Who Uses Technical Analysis?
Technical analysis is widely used by:
- Day Traders: Making fast buy and sell decisions based on short-term price movements.
- Swing Traders: Targeting short- to medium-term price trends over days or weeks.
- Long-Term Investors: Using technical indicators to fine-tune entry and exit points.
- Financial Planners: Incorporating technical trends to advise clients on optimal market timing within broader financial strategies (see Financial Planning).
Tips for Applying Technical Analysis Effectively
- Use Multiple Tools: Confirm signals with various indicators rather than relying on just one.
- Maintain Discipline: Set clear trading rules and use stop-loss orders to manage risk.
- Monitor Trading Volume: Volume helps validate price movements; low volume can signal a false breakout.
- Keep It Simple: Avoid indicator overload to prevent analysis paralysis.
- Stay Educated: Markets evolve, so continuously learn new methods and refine strategies.
Common Misconceptions
- Technical analysis is not a guaranteed prediction tool; it deals with probabilities, not certainties.
- It does not replace fundamental analysis but complements it, as broader market events can override technical signals.
- Complexity does not always improve results; sometimes simpler patterns yield more reliable insights.
Frequently Asked Questions (FAQs)
Q: Is technical analysis better than fundamental analysis?
A: Both have their place. Technical analysis focuses on timing and price trends, while fundamental analysis evaluates a company’s financial strength.
Q: Can beginners learn technical analysis?
A: Yes, starting with basic chart patterns and gradually exploring indicators is recommended.
Q: Does technical analysis apply to all asset types?
A: It is commonly used for stocks, forex, commodities, and cryptocurrencies.
Q: Is technical analysis suitable for long-term investing?
A: It supports timing decisions but is usually supplemented by fundamental analysis for long-term strategies.

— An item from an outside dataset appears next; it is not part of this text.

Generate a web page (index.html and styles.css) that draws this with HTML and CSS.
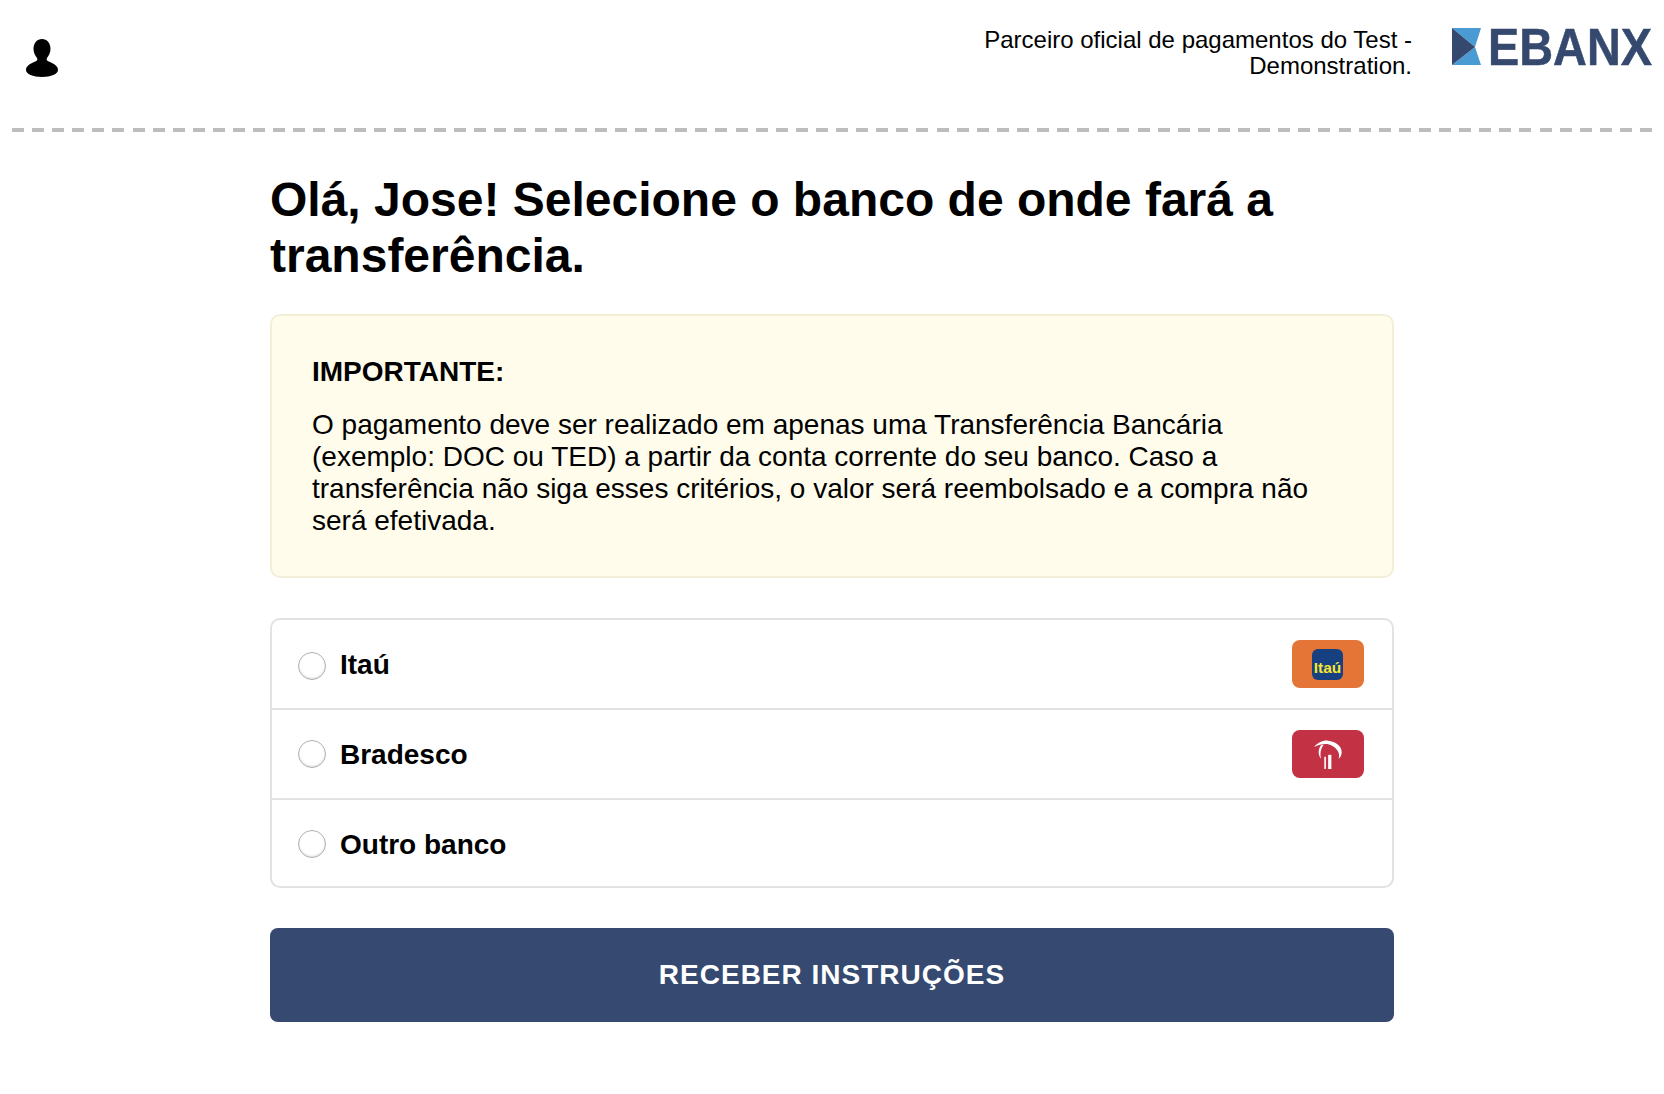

Summary Table of Key Technical Analysis Tools
| Tool/Indicator | Purpose | Example Use |
|---|---|---|
| Moving Average | Smooth price data to identify trends | Confirm trend direction |
| Support and Resistance | Identify price levels where reversals occur | Find entry/exit zones |
| RSI (Relative Strength Index) | Measure momentum and overbought/oversold conditions | Spot potential price reversals |
| MACD (Moving Average Convergence Divergence) | Track momentum shifts | Confirm trend strength |
| Candlestick Patterns | Visualize price movements and reversals | Detect continuation or reversal signals |
Sources
- Investopedia: Technical Analysis
- U.S. Securities and Exchange Commission: Investor Bulletin on Technical Analysis
- Kiplinger: Technical Analysis for Beginners
Technical analysis provides a valuable framework to interpret market behavior and enhance investment decision-making. When integrated thoughtfully with fundamental analysis and sound financial planning, it helps investors identify opportunities and manage risks effectively.